In article <4qtims$mfa@tines.hsc.fr>, Vincent Archer <archer@hsc.fr> wrote:
>William Tyler (wtyler@adobe.com) wrote:
>> set of integers, for example. IMHO, Penrose and others are simply
>> emotionally unwilling to acknowledge that they themselves may be
>> finite, and therefore construct elaborate and obfuscatory arguments to
>> the contrary.
>
>Brains, as a static system, are intrinsically finite. However, brains,
>"as an evolving system" are not so finite, because brain structure will
>evolve over time.
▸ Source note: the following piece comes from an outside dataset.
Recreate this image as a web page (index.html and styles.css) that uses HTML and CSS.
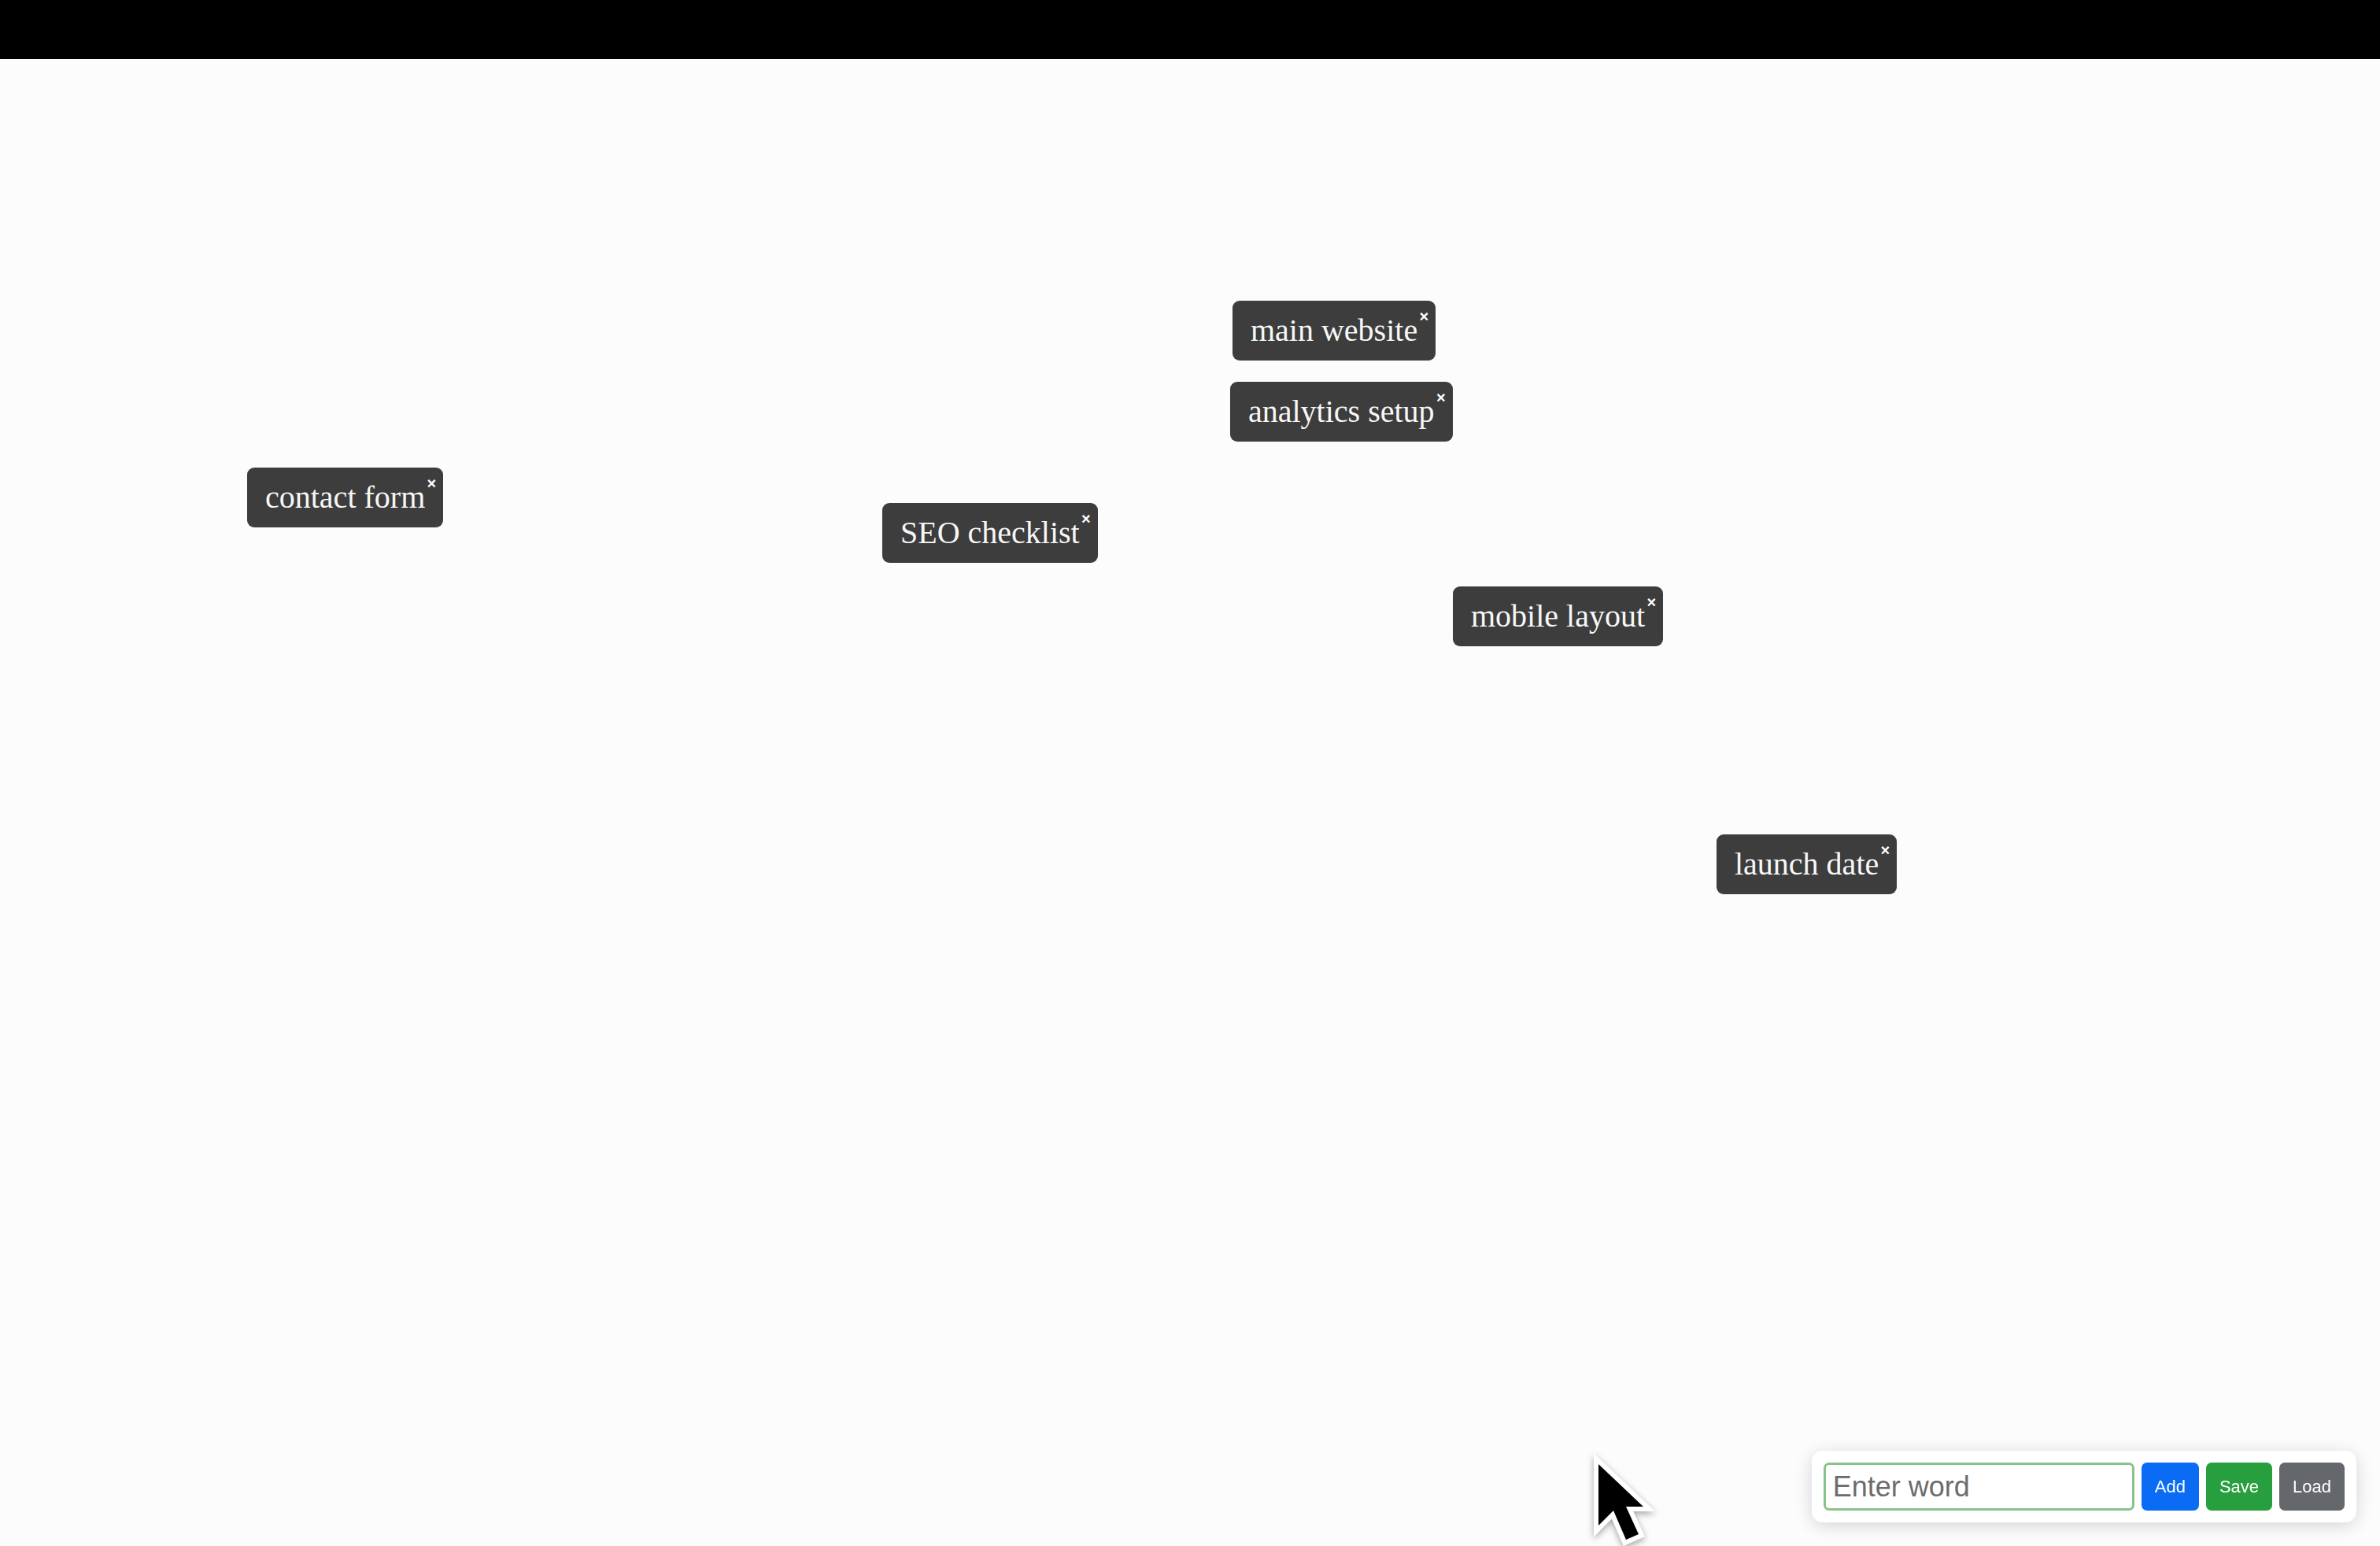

Currently, it's mostly decay, except during your youth,
>but, if one were to postulate immortality (and hence an infinite amount of
>time, and drugs/treatments that would sustain a brain), your brain could
>evolve into configurations that are totally impossible in it's current
>hardware.
>
>Heck, given immortality, you would need to evolve, or you would end up
>repeating yourself over the million of years...
>
>Plus, do not forget that a brain doesn't exist in vacuum. Given an infinite
>universe outside, its inputs will vary. A brain can have a finite number of
>responses to a given stimulus, but when presented an infinite number of
>different stimuli?

As always, the same arguments apply to other kinds of computers than brains.